**Given material**
....

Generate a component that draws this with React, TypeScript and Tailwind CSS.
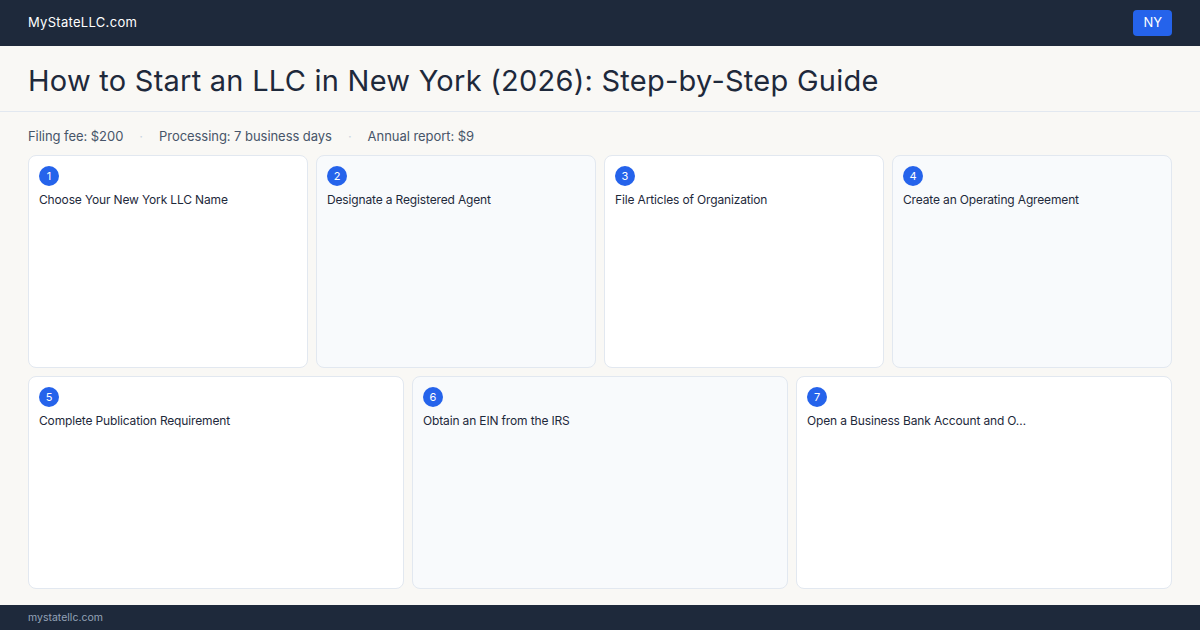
const steps = [
  "Choose Your New York LLC Name",
  "Designate a Registered Agent",
  "File Articles of Organization",
  "Create an Operating Agreement",
  "Complete Publication Requirement",
  "Obtain an EIN from the IRS",
  "Open a Business Bank Account and O…",
];

function StepCard({ n, title }: { n: number; title: string }) {
  return (
    <div
      className={
        "rounded-lg border border-[#e2e8f0] p-[10px] flex flex-col gap-[6px] " +
        (n % 2 === 0 ? "bg-[#f8fafc]" : "bg-white")
      }
    >
      <div className="w-5 h-5 rounded-full bg-[#2563eb] text-white text-[11px] flex items-center justify-center">
        {n}
      </div>
      <p className="text-[12px] leading-4 text-[#1e293b] tracking-[-0.15px] truncate">{title}</p>
    </div>
  );
}

export default function App() {
  return (
    <div
      className="w-[1200px] h-[630px] flex flex-col bg-[#f9f8f5] overflow-hidden"
      style={{ fontFamily: "Inter, 'Noto Sans', sans-serif" }}
    >
      {/* Header */}
      <div className="h-[46px] shrink-0 bg-[#1e293b] flex items-center justify-between px-7">
        <span className="text-[13px] text-white tracking-[0.3px]">MyStateLLC.com</span>
        <span className="bg-[#2563eb] text-white text-[13px] rounded px-[10px] py-[3px]">NY</span>
      </div>

      {/* Title */}
      <div className="shrink-0 px-7 pt-[17px] pb-[12px] border-b border-[#e2e8f0]">
        <h1 className="text-[29px] leading-9 text-[#1e293b] tracking-[0.25px]">
          How to Start an LLC in New York (2026): Step-by-Step Guide
        </h1>
      </div>

      {/* Stats */}
      <div className="shrink-0 px-7 pt-[14px] pb-[9px] flex items-center text-[13px] leading-5 text-[#475569] tracking-[-0.05px]">
        <span>Filing fee: $200</span>
        <span className="mx-[16px] text-[#cbd5e1]">·</span>
        <span>Processing: 7 business days</span>
        <span className="mx-[16px] text-[#cbd5e1]">·</span>
        <span>Annual report: $9</span>
      </div>

      {/* Steps */}
      <div className="flex-1 min-h-0 px-7 pb-4 grid grid-rows-2 gap-2">
        <div className="grid grid-cols-4 gap-2">
          {steps.slice(0, 4).map((s, i) => (
            <StepCard key={i} n={i + 1} title={s} />
          ))}
        </div>
        <div className="grid grid-cols-3 gap-2">
          {steps.slice(4).map((s, i) => (
            <StepCard key={i} n={i + 5} title={s} />
          ))}
        </div>
      </div>

      {/* Footer */}
      <div className="h-[25px] shrink-0 bg-[#1e293b] flex items-center px-7">
        <span className="text-[10.5px] text-[#94a3b8]">mystatellc.com</span>
      </div>
    </div>
  );
}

....

**The request**
Reproduce the data verbatim. Do not carry any picture into the copy.

**Written response**
Generate a component that draws this with React, TypeScript and Tailwind CSS.
const steps = [
  "Choose Your New York LLC Name",
  "Designate a Registered Agent",
  "File Articles of Organization",
  "Create an Operating Agreement",
  "Complete Publication Requirement",
  "Obtain an EIN from the IRS",
  "Open a Business Bank Account and O…",
];

function StepCard({ n, title }: { n: number; title: string }) {
  return (
    <div
      className={
        "rounded-lg border border-[#e2e8f0] p-[10px] flex flex-col gap-[6px] " +
        (n % 2 === 0 ? "bg-[#f8fafc]" : "bg-white")
      }
    >
      <div className="w-5 h-5 rounded-full bg-[#2563eb] text-white text-[11px] flex items-center justify-center">
        {n}
      </div>
      <p className="text-[12px] leading-4 text-[#1e293b] tracking-[-0.15px] truncate">{title}</p>
    </div>
  );
}

export default function App() {
  return (
    <div
      className="w-[1200px] h-[630px] flex flex-col bg-[#f9f8f5] overflow-hidden"
      style={{ fontFamily: "Inter, 'Noto Sans', sans-serif" }}
    >
      {/* Header */}
      <div className="h-[46px] shrink-0 bg-[#1e293b] flex items-center justify-between px-7">
        <span className="text-[13px] text-white tracking-[0.3px]">MyStateLLC.com</span>
        <span className="bg-[#2563eb] text-white text-[13px] rounded px-[10px] py-[3px]">NY</span>
      </div>

      {/* Title */}
      <div className="shrink-0 px-7 pt-[17px] pb-[12px] border-b border-[#e2e8f0]">
        <h1 className="text-[29px] leading-9 text-[#1e293b] tracking-[0.25px]">
          How to Start an LLC in New York (2026): Step-by-Step Guide
        </h1>
      </div>

      {/* Stats */}
      <div className="shrink-0 px-7 pt-[14px] pb-[9px] flex items-center text-[13px] leading-5 text-[#475569] tracking-[-0.05px]">
        <span>Filing fee: $200</span>
        <span className="mx-[16px] text-[#cbd5e1]">·</span>
        <span>Processing: 7 business days</span>
        <span className="mx-[16px] text-[#cbd5e1]">·</span>
        <span>Annual report: $9</span>
      </div>

      {/* Steps */}
      <div className="flex-1 min-h-0 px-7 pb-4 grid grid-rows-2 gap-2">
        <div className="grid grid-cols-4 gap-2">
          {steps.slice(0, 4).map((s, i) => (
            <StepCard key={i} n={i + 1} title={s} />
          ))}
        </div>
        <div className="grid grid-cols-3 gap-2">
          {steps.slice(4).map((s, i) => (
            <StepCard key={i} n={i + 5} title={s} />
          ))}
        </div>
      </div>

      {/* Footer */}
      <div className="h-[25px] shrink-0 bg-[#1e293b] flex items-center px-7">
        <span className="text-[10.5px] text-[#94a3b8]">mystatellc.com</span>
      </div>
    </div>
  );
}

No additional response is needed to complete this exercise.